O Senhor Fora Temer repetiu para eles que é contra o reajuste de ministros do STF. O que foi tratado como uma grande revelação, merecendo inclusive a manchete de primeira página.
Todo mundo que transita pelos bastidores do poder, em Brasília, sabe que o presidente usurpador vem sendo pressionado pelos governadores dos estados para não fazer isso. Caso contrário, as finanças dos governos federal, estaduais e municipais que já vão de mal a pior desandarão de vez.
Nem mesmo a tão propalada reforma da previdência, cantada em prosa e verso pelo governo golpista, mereceu um cadinho de contundência. Vai tentar, antes, convencer os trabalhadores homens e mulheres para, depois, aplicar o remédio amargo. Mesmo porque, aposentado aos 55 anos idade, com um vistoso salário de R$ 30.613,24 mensais falta-lhe coturno moral para ferrar o restante de seus compatriotas.

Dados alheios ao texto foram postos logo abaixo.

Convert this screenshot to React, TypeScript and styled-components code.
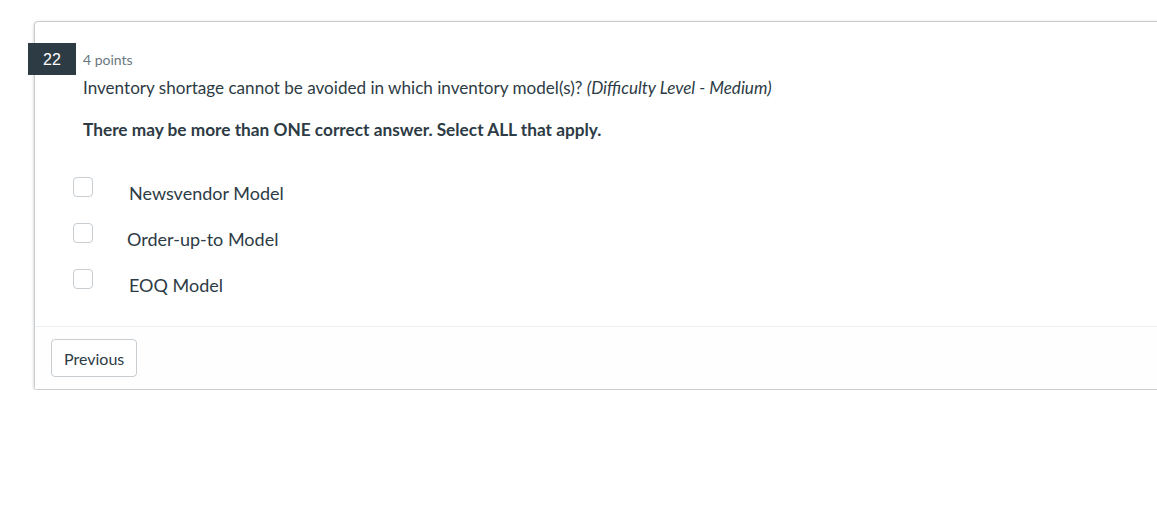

Comédia – A entrevista vem recheada de disparates. A justificativa apresentada pelo golpista mandatário para não assinar um documento garantindo que não irá se candidatar em 2018 é hilária. Com toda a candura do mundo disse o pai do Michelzinho: “Não faço porque todo mundo que assina não cumpre”.
Quando lhe questionam sobre um pacote de concessões a ser lançado esta semana confessou, com toda a franqueza, que não sabia do seu conteúdo. Mas asseverou que ele será feito sem preconceito. Aliás, na opinião dele, “o que precisa acabar no Brasil é o preconceito”.
Num texto final no qual dão o clima de duas horas de entrevista, os repórteres reproduzem, entre aspas, que o Senhor Fora Temer quando despacha da mesa presidencial “sente-se como Carlos Magno e os cavaleiros da Távola Redonda”.
Estultices – Professor por trinta anos, que sempre fez questão de recomendar aos seus alunos que lessem muito, o presidente usurpador parece não aplicar seus próprios ensinamentos, quando se trata de história antiga. Misturou o “Rei Arthur e os Cavaleiros da Távola Redonda” que viveu no século V com “Carlos Magno e os 12 Pares de França”, do século VIII.
Não vamos crucificá-lo por tal tropeço. Há estultices mais preocupantes. Especialmente, quando ele justifica o aumento da carga horária de trabalho de 12 horas como uma oportunidade para que os trabalhadores possam ter um segundo emprego, se assim o desejarem. Nem FHC, o príncipe do neoliberalismo e da plutocracia reinantes, se atreveu a tanto.
Desprovidos de qualquer preconceito, devemos nos concentrar cada vez mais nas “Diretas Já” ou “Fora Senhor Fora Temer”.